As visitors to Nuremberg enjoy mulled wine at its famous Christmas market, one local producer reveals the secrets of making a good “Gluehwein”.
NUREMBERG, GERMANY (DECEMBER 8, 2016) (REUTERS) – With Christmas season in full swing, festive markets across Germany have been welcoming people eager to buy stocking-fillers and enjoy a mug or three of mulled wine.
Known in German as “gluehwein”, (pronounced GLOO-VINE), mulled wine is a quintessential part of a traditional Christmas market in Germany.
One of the country’s oldest and most well-known is Nuremberg’s “Christkindlesmarkt” in the city centre. The original “Nuremberg mulled wine” sold there must be manufactured in the city.
Local producer Gerstacker makes several million litres of wine every year using a decades-old recipe.
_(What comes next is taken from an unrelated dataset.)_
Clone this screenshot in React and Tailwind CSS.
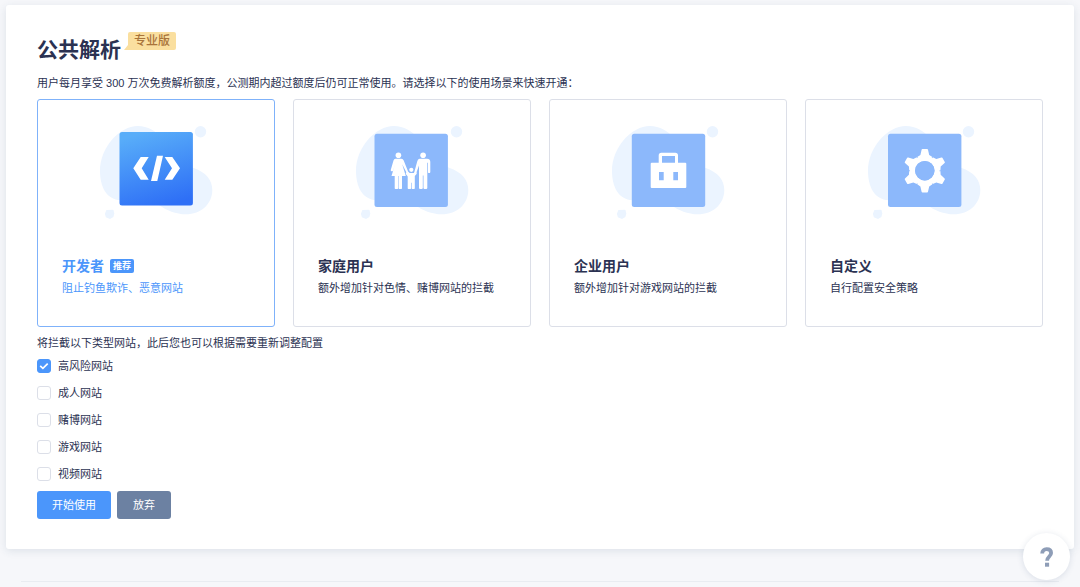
import React, { useState } from 'react';

const categories = ['高风险网站', '成人网站', '赌博网站', '游戏网站', '视频网站'];

const scenes = [
  { id: 'developer', name: '开发者', desc: '阻止钓鱼欺诈、恶意网站', recommended: true, blocked: ['高风险网站'] },
  { id: 'family', name: '家庭用户', desc: '额外增加针对色情、赌博网站的拦截', blocked: ['高风险网站', '成人网站', '赌博网站'] },
  { id: 'company', name: '企业用户', desc: '额外增加针对游戏网站的拦截', blocked: ['高风险网站', '游戏网站'] },
  { id: 'custom', name: '自定义', desc: '自行配置安全策略', blocked: [] },
];

const CodeGlyph = () => (
  <g fill="#fff">
    <path d="M37.3 48.3 44.7 37h8L45.7 48.3l7 11.4h-8z" />
    <path d="M84 48.3 76.3 37h-7.6L76 48.3l-7.3 11.4h7.6z" />
    <path d="M61 35.7h6L61.3 61H55z" />
  </g>
);

const FamilyGlyph = () => (
  <g fill="#fff">
    <circle cx="46.4" cy="35.2" r="2.8" />
    <path d="M43.4 38.8h6q1.7 0 2.3 1.8l4.4 10.8 2 2.2v1.8l-3-1.6-4.9-9.6 3.6 11.9H50v12.2q0 .6-.7.6h-2q-.7 0-.7-.6V56.1h-.5v12.2q0 .6-.7.6h-2q-.7 0-.7-.6V56.1h-3.2l3.5-11.6-2 6.2q-.6 1-1.6.5-.9-.5-.6-1.5l2.7-9.1q.5-1.8 1.9-1.8z" />
    <circle cx="59.3" cy="49.8" r="2.1" />
    <path d="m54.5 52 2.3 1h5l2.4-1 .6 1.7-2 2.4v12.2q0 .6-.7.6h-1.8q-.6 0-.6-.6v-5.5h-.6v5.5q0 .6-.7.6h-2q-.7 0-.7-.6V56.4l-2-2.6z" />
    <circle cx="71.1" cy="35.2" r="2.8" />
    <path d="M67.5 38.8h7.6q3 0 3.2 3v10.1q0 1.2-1.2 1.2T76 51.9v-9.1h-.7v25.3q0 .8-.8.8h-2.2q-.8 0-.8-.8V55.5h-.7v12.6q0 .8-.8.8h-2.2q-.8 0-.8-.8V45.5l-3.1 8.6-2.3 1.4-.4-1.7 1-1.2 3-11.1q.6-2.7 2.3-2.7z" />
  </g>
);

const BriefcaseGlyph = () => (
  <path
    fill="#fff"
    fillRule="evenodd"
    d="M43.7 42.7h7v-7.3q0-2.7 2.7-2.7h13.9q2.7 0 2.7 2.7v7.3h7.3q1 0 1 1V67q0 1-1 1H43.7q-1 0-1-1V43.7q0-1 1-1zM54 42.7h13V36H54zM51 52v8.3h4.7V52zM65.3 52v8.3H70V52z"
  />
);

const GearGlyph = () => (
  <g transform="translate(60.8 50.7)">
    <circle r="12.3" fill="none" stroke="#fff" strokeWidth="5.2" />
    <g fill="#fff">
      {[0, 60, 120, 180, 240, 300].map((angle) => (
        <path key={angle} transform={`rotate(${angle})`} d="M-2.4-21.7h4.8q.6 0 .8.7l1.2 5.2 3.2 2.2-4 2.8h-7.2l-4-2.8 3.2-2.2 1.2-5.2q.2-.7.8-.7z" />
      ))}
    </g>
    <circle r="9.7" fill="#8cb8fb" />
  </g>
);

const glyphs = {
  developer: CodeGlyph,
  family: FamilyGlyph,
  company: BriefcaseGlyph,
  custom: GearGlyph,
};

// left edge of the tile inside the drawing
const tileX = { developer: 23.5, family: 22.5, company: 23.8, custom: 24 };

const SceneArt = ({ id, active }) => {
  const Glyph = glyphs[id];
  return (
    <svg className="mx-auto block" width="120" height="100" viewBox="0 0 120 100" aria-hidden="true">
      <defs>
        <linearGradient id={`tile-${id}`} x1="0.35" y1="0" x2="0.65" y2="1">
          <stop offset="0" stopColor="#58adf9" />
          <stop offset="1" stopColor="#2e6ff6" />
        </linearGradient>
      </defs>
      <g fill="#ebf4ff">
        <path d="M41.7 6C52 6 60 11 66 18C75 30 85 43 97 47.7C110 52 116.3 60 116.3 70C116.3 84 105 94.3 90 94.3C80 94.3 70 90 64 85.7C50 78 35 81 22 80C10 78 4 66 4 51C4 27 24 6 41.7 6Z" />
        <circle cx="104.5" cy="11.7" r="5.7" />
        <path d="M10.4 90 16.8 89.7Q17.4 89.8 17.6 90.4L18.3 93.4 17.4 97 14 98.9 9.8 97.3 8.9 93.8Z" />
      </g>
      <rect
        x={tileX[id]}
        y={active ? 12 : 13.7}
        width="73.4"
        height="73.4"
        rx="2.5"
        fill={active ? `url(#tile-${id})` : '#8cb8fb'}
      />
      <Glyph />
    </svg>
  );
};

const SceneCard = ({ scene, active, onSelect }) => {
  return (
    <button
      type="button"
      aria-pressed={active}
      onClick={() => onSelect(scene)}
      className={`cursor-pointer rounded-[3px] border bg-white px-6 pt-5 pb-[30px] text-left ${
        active ? 'border-[#7fb2fa] text-[#4b96fb]' : 'border-[#dcdfe8] text-[#2b3252]'
      }`}
    >
      <SceneArt id={scene.id} active={active} />
      <div className="mt-9 flex items-center gap-1.5 leading-5">
        <span className="text-[14px] font-bold">{scene.name}</span>
        {scene.recommended && (
          <span className="rounded-xs bg-[#4b96fb] px-[3px] text-[9px] leading-[14px] font-bold text-white">推荐</span>
        )}
      </div>
      <p className="mt-1 text-[11px] leading-4">{scene.desc}</p>
    </button>
  );
};

const App = () => {
  const [selected, setSelected] = useState('developer');
  const [blocked, setBlocked] = useState(['高风险网站']);

  const selectScene = (scene) => {
    setSelected(scene.id);
    setBlocked(scene.blocked);
  };

  const toggle = (name) => {
    setBlocked(blocked.includes(name) ? blocked.filter((b) => b !== name) : [...blocked, name]);
  };

  return (
    <div
      lang="zh-CN"
      className="min-h-screen bg-[#f6f7fa] px-1.5 pt-[5px] font-['Liberation_Sans','Noto_Sans_CJK_SC',sans-serif] text-[11px] text-[#2b3252]"
    >
      <main className="rounded-[3px] bg-white px-[31px] pt-[27px] pb-[30px] shadow-[0_2px_8px_rgba(40,70,110,0.12)]">
        <header className="flex items-start gap-[7px]">
          <h1 className="text-[21px] leading-9 font-bold">公共解析</h1>
          <span className="relative rounded-xs bg-[#fadf9f] px-1.5 text-[12px] leading-[18px] font-medium text-[#a9743a]">
            专业版
            <svg className="absolute bottom-0 -left-1" width="6" height="6" viewBox="0 0 6 6" aria-hidden="true">
              <path d="M4 0v1L0 6h6V0z" fill="#fadf9f" />
            </svg>
          </span>
        </header>
        <p className="mt-[7px] leading-4">
          用户每月享受 300 万次免费解析额度，公测期内超过额度后仍可正常使用。请选择以下的使用场景来快速开通：
        </p>

        <div className="mt-2 grid grid-cols-4 gap-[18px]">
          {scenes.map((scene) => (
            <SceneCard key={scene.id} scene={scene} active={selected === scene.id} onSelect={selectScene} />
          ))}
        </div>

        <fieldset className="mt-2">
          <legend className="leading-4">将拦截以下类型网站，此后您也可以根据需要重新调整配置</legend>
          <div className="mt-[7px] flex flex-col items-start gap-[11px]">
            {categories.map((name) => (
              <label key={name} className="flex cursor-pointer items-center gap-[7px] leading-4">
                <span className="grid">
                  <input
                    type="checkbox"
                    checked={blocked.includes(name)}
                    onChange={() => toggle(name)}
                    className="peer col-start-1 row-start-1 size-3.5 appearance-none rounded-[3px] border border-[#dcdfe8] bg-white checked:border-[#4b96fb] checked:bg-[#4b96fb]"
                  />
                  <svg
                    className="pointer-events-none invisible col-start-1 row-start-1 size-3.5 peer-checked:visible"
                    viewBox="0 0 14 14"
                    fill="none"
                    stroke="#fff"
                    strokeWidth="1.7"
                    aria-hidden="true"
                  >
                    <path d="m3.2 6.9 2.7 2.5 4.8-4.7" />
                  </svg>
                </span>
                {name}
              </label>
            ))}
          </div>
        </fieldset>

        <div className="mt-[9px] flex gap-1.5">
          <button type="button" className="h-7 cursor-pointer rounded-[3px] bg-[#4b96fb] px-[15px] text-white">
            开始使用
          </button>
          <button type="button" className="h-7 cursor-pointer rounded-[3px] bg-[#6c81a2] px-4 text-white">
            放弃
          </button>
        </div>
      </main>

      <hr className="mx-[15px] mt-8 border-[#e9ecf1]" />

      <button
        type="button"
        aria-label="帮助"
        className="fixed right-2.5 bottom-[7px] grid size-[47px] cursor-pointer place-items-center rounded-full bg-white shadow-[0_1px_6px_rgba(40,70,110,0.14)]"
      >
        <svg width="14" height="20" viewBox="0 0 14 20" fill="none" aria-hidden="true">
          <path d="M2.2 6.6C2.2 3.8 3.9 2.2 6.6 2.2s4.5 1.4 4.5 3.9c0 3.3-4 3.6-4 7.6" stroke="#8e9db7" strokeWidth="3.8" />
          <path d="M5 15.7h4.1v4H5z" fill="#8e9db7" />
        </svg>
      </button>
    </div>
  );
};

export default App;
It supplies the Nuremberg Christmas market and also exports bottles of its wine abroad, including to the United States and Canada.
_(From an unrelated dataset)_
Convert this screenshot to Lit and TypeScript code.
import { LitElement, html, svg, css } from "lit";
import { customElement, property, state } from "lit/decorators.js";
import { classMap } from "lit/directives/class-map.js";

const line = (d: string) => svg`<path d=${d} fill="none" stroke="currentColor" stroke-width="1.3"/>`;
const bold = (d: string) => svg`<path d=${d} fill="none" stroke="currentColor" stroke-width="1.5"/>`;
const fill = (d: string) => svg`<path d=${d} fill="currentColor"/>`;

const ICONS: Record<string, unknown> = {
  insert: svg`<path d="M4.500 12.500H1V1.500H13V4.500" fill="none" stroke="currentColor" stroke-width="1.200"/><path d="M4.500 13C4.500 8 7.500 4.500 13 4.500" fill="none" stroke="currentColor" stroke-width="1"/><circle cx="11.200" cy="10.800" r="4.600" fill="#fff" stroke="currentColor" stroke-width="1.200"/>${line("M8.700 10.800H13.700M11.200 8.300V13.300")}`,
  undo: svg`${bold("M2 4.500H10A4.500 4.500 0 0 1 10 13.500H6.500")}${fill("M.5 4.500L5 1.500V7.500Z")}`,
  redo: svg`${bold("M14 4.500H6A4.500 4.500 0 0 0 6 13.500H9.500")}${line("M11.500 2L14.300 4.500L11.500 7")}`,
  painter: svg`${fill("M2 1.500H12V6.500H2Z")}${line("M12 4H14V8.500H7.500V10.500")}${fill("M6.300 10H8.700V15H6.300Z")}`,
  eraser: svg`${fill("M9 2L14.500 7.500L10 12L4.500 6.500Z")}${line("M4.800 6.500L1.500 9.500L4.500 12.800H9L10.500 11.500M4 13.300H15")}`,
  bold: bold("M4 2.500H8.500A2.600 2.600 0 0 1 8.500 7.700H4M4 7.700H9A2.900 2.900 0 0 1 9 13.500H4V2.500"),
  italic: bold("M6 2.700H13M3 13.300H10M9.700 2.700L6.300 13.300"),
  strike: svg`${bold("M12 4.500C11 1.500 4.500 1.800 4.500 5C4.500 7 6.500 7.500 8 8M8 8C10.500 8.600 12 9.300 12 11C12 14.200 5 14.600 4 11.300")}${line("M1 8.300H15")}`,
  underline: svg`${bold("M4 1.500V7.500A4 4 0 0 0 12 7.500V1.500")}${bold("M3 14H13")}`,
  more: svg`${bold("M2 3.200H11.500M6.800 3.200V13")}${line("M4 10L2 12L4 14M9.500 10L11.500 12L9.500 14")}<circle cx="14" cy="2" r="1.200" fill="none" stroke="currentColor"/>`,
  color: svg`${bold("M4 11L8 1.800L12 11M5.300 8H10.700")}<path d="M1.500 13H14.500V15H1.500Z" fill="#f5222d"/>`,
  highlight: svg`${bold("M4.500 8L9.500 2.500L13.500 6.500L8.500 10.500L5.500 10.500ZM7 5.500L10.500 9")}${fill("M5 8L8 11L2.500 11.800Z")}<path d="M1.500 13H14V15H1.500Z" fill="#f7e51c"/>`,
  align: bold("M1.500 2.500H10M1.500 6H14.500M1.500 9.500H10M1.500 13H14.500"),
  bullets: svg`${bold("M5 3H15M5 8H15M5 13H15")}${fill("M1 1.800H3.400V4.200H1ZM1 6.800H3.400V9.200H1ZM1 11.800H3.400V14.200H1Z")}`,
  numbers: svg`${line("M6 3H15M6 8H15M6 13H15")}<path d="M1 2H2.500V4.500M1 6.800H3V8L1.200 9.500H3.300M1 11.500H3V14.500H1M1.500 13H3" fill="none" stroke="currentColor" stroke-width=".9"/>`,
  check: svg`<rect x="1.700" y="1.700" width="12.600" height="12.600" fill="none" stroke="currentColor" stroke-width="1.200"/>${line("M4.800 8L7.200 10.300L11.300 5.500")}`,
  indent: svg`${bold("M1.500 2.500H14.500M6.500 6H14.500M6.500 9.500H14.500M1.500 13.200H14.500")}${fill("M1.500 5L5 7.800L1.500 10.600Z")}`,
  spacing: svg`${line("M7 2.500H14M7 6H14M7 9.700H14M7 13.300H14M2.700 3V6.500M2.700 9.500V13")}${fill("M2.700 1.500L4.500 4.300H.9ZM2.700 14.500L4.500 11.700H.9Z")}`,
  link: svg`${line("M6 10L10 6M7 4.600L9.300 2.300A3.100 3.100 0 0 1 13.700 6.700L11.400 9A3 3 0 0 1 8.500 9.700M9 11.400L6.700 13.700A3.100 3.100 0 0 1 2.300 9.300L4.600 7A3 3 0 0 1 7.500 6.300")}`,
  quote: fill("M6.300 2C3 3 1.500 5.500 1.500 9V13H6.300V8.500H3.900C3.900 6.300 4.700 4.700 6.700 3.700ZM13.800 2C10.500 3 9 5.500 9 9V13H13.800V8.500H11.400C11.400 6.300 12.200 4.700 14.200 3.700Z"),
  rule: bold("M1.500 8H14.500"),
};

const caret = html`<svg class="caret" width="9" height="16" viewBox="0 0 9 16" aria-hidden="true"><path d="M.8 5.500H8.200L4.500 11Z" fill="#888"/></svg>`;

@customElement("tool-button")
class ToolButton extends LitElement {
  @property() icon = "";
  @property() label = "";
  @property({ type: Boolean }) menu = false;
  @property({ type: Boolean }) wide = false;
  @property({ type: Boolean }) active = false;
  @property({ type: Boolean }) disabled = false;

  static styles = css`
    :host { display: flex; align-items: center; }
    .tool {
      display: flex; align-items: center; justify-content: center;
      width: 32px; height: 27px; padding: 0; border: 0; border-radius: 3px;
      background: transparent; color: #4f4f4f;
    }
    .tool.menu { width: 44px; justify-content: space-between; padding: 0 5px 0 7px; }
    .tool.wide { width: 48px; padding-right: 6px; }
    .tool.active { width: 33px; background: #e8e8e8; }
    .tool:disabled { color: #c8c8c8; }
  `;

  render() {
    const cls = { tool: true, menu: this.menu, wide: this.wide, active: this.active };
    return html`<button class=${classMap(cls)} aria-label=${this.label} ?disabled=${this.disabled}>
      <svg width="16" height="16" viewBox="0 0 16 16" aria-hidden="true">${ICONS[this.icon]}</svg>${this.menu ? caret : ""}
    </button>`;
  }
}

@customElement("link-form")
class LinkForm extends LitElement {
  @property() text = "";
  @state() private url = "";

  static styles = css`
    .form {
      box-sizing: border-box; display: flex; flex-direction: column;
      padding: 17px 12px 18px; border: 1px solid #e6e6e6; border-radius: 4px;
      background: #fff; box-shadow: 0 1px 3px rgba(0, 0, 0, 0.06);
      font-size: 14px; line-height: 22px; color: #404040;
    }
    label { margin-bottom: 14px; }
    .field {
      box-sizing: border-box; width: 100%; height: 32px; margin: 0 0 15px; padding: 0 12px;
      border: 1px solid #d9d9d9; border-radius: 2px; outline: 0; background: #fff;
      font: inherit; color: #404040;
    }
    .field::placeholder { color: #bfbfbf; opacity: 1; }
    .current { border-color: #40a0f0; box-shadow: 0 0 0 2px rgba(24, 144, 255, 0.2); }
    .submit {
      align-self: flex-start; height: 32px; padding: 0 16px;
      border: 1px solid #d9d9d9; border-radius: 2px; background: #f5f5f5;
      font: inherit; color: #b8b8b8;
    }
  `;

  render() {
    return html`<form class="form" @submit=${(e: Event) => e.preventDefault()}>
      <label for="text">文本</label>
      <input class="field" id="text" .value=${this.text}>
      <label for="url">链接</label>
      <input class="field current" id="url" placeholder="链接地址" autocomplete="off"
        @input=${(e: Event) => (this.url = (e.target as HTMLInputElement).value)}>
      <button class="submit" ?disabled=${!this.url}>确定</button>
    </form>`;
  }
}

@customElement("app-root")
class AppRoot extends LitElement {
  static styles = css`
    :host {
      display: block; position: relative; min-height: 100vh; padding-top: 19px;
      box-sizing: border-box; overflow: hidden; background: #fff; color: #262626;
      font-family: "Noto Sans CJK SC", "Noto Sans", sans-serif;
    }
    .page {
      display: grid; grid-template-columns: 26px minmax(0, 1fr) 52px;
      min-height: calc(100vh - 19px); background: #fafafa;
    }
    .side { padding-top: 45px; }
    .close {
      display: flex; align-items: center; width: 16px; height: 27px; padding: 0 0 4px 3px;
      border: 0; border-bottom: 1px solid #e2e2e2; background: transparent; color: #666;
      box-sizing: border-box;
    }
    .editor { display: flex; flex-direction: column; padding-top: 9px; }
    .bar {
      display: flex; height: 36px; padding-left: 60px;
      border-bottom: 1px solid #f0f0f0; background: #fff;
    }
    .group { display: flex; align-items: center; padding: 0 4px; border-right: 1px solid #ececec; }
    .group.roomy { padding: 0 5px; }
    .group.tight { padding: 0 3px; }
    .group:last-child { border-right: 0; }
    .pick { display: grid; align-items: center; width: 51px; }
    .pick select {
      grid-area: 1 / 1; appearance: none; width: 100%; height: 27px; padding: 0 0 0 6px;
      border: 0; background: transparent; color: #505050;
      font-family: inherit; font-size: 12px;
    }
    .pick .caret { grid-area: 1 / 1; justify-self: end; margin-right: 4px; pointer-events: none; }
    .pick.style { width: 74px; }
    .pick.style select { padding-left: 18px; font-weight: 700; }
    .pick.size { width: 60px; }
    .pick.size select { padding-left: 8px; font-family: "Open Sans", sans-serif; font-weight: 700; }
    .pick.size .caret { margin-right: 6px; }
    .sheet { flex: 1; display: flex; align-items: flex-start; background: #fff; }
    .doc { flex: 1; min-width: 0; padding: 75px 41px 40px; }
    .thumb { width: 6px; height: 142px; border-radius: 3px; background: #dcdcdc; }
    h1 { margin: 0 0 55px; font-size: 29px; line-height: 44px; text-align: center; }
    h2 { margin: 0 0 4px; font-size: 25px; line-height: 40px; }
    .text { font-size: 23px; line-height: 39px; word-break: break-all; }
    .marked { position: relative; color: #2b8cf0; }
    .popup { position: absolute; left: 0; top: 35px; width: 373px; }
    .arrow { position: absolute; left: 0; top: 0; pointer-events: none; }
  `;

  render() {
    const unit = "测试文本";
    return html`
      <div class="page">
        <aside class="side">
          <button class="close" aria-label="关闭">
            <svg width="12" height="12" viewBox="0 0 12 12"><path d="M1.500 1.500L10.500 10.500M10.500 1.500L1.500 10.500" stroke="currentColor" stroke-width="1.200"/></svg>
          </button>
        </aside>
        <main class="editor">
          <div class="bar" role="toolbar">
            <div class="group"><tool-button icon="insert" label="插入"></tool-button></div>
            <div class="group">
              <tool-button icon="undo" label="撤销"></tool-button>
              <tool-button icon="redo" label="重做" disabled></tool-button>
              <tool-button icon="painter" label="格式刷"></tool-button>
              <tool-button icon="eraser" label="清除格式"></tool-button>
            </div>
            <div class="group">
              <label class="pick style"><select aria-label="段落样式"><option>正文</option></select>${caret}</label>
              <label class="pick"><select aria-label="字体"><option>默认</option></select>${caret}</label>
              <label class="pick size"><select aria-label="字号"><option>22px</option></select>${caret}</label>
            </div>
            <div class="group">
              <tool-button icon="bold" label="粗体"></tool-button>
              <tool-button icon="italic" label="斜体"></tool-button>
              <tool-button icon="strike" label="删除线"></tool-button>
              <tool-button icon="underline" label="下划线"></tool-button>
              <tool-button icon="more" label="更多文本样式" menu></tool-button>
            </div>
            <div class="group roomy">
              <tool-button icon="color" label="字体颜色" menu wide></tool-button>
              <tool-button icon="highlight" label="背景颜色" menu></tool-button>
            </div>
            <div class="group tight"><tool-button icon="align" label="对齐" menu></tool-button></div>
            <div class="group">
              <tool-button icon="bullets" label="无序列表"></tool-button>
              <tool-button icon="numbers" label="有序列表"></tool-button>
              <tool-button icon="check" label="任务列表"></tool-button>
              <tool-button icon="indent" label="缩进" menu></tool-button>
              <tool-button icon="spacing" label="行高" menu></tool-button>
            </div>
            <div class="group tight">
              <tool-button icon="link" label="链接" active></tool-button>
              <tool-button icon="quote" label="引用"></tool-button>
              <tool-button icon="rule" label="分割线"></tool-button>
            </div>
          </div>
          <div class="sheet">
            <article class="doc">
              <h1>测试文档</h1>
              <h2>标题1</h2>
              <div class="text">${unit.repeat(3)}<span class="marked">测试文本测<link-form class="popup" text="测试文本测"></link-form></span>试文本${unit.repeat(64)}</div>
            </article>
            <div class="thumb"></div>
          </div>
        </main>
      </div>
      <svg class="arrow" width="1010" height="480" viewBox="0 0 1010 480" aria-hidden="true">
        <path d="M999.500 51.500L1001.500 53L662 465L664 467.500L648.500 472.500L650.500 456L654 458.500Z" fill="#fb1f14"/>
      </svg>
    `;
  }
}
The firm was set up in 1945 when Friedrich Gerstacker and his wife opened a brandy factory, before moving into mulled wine twenty years later.
“The special thing about our Nuremberg Christkindlesmarkt mulled wine is that it has been around since 1965, when it was developed by Friedrich Gerster together with a well-known Nuremberg gingerbread maker, and it contains all the spices from the original Nuremberg gingerbread,” product manager Evelyn Gerstner said.
The spices include cloves, cardamom, mace, cinnamon, nutmeg, allspice, star anise and vanilla, combined with other flavours like citrus peel. The mixture seemed to go down well with punters looking to warm up at the Christmas market.
“We came especially from Austria to the Nuremberg Christkindlesmarkt because it’s so well-known and it’s the oldest one. And the mulled wine tastes especially good!”, visitor Christina Steindl said.
“It just tastes really original, it tastes great. You can manage a few of these, you can definitely drink more than one,” fellow punter Helmut Weinberger said.
Nuremberg’s Christmas market on the city’s main square dates back several centuries. It is held annually from the Friday preceding the first advent Sunday until December 24 and attracts upwards of a million visitors every year.